Track down the lines that contain "this" and copy them.

(begin)

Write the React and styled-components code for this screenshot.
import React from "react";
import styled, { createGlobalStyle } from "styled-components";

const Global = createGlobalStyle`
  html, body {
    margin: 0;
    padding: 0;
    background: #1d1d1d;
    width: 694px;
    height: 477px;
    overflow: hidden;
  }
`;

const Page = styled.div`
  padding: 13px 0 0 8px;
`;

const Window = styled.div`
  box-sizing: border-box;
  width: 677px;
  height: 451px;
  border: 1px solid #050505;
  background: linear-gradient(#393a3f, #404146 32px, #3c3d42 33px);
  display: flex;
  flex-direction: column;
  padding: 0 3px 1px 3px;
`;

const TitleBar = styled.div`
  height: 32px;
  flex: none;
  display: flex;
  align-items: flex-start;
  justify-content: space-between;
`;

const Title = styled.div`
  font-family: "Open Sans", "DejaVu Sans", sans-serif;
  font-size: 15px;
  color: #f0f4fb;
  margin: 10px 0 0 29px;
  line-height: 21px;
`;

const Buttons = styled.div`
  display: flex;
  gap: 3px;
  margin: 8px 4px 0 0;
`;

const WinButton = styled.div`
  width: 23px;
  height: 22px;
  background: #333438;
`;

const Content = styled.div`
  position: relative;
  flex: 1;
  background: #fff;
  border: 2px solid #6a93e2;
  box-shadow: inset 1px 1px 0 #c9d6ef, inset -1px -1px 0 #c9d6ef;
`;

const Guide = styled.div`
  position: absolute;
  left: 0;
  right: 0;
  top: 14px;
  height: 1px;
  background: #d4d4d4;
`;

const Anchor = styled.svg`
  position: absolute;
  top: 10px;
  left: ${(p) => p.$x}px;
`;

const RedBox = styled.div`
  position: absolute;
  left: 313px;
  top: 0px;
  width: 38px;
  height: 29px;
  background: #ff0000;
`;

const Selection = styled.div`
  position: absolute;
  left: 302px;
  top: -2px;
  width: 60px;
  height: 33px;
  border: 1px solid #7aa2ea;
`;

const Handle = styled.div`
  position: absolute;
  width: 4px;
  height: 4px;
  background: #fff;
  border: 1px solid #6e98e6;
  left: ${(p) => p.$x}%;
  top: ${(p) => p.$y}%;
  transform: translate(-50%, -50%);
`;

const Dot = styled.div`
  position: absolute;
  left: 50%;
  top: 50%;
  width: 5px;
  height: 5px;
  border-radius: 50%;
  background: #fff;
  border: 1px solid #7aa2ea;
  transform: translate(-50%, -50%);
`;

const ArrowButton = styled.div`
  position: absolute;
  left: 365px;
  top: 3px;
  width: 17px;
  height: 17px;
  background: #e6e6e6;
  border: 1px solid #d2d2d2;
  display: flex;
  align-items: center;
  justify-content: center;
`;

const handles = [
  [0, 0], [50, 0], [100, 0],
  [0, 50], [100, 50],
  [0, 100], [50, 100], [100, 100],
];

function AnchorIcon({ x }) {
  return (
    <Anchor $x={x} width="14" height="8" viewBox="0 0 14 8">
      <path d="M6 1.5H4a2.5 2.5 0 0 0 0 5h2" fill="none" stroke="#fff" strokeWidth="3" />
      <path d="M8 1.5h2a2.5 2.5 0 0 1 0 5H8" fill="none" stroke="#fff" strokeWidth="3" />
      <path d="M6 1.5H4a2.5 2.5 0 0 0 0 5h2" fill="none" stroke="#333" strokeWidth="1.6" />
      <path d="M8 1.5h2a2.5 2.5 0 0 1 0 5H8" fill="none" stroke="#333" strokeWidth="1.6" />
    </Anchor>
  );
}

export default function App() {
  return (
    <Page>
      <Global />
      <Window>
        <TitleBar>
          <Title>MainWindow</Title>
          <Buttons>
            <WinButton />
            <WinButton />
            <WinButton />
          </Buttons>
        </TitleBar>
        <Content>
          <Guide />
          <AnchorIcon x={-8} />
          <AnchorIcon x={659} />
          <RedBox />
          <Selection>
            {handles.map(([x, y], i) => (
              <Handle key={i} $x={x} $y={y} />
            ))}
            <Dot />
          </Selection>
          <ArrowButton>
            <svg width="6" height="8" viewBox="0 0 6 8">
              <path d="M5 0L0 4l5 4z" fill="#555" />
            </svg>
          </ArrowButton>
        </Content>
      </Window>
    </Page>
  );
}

(end)
(begin)

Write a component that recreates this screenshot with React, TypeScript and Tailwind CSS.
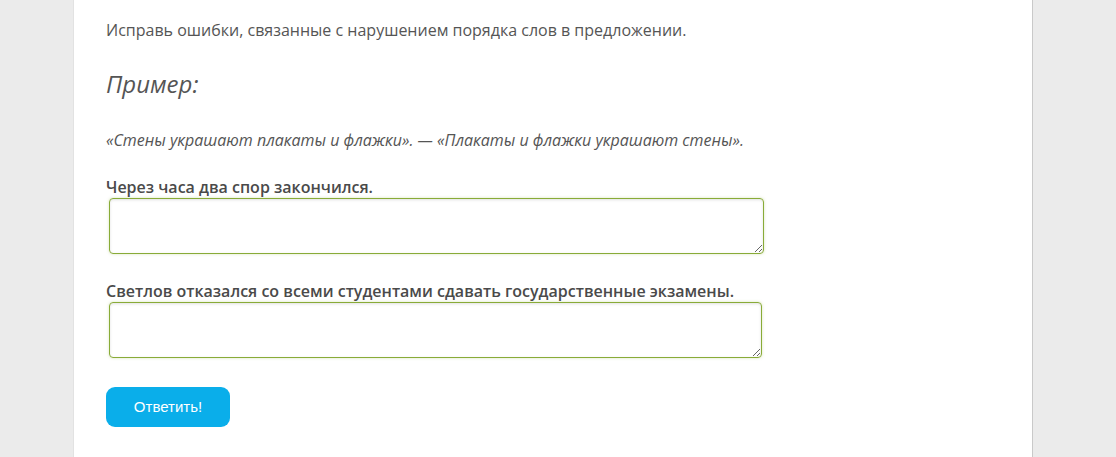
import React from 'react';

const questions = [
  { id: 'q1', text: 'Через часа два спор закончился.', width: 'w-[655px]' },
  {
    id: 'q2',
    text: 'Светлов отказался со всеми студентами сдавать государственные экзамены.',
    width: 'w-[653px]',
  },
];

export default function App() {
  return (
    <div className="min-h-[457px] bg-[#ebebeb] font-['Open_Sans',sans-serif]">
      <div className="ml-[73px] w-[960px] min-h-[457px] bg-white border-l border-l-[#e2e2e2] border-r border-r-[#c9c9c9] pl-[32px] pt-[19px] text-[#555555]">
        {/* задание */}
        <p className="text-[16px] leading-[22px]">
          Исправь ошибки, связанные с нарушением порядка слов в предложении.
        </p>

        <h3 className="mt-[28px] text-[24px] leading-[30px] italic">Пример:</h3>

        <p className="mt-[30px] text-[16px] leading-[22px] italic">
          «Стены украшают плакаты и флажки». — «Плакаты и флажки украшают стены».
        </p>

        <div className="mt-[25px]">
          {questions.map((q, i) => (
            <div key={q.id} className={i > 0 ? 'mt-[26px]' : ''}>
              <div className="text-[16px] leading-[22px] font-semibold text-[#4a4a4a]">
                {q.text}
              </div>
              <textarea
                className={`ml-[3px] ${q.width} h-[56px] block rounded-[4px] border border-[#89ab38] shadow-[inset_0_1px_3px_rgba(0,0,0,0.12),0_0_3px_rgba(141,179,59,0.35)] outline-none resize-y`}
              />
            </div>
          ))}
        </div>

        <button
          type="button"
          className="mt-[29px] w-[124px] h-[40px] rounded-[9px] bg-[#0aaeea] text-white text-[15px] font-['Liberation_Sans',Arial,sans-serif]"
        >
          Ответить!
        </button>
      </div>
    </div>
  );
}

(end)

**COMPLETE RESPONSE**.
Write the React and styled-components code for this screenshot.
Write a component that recreates this screenshot with React, TypeScript and Tailwind CSS.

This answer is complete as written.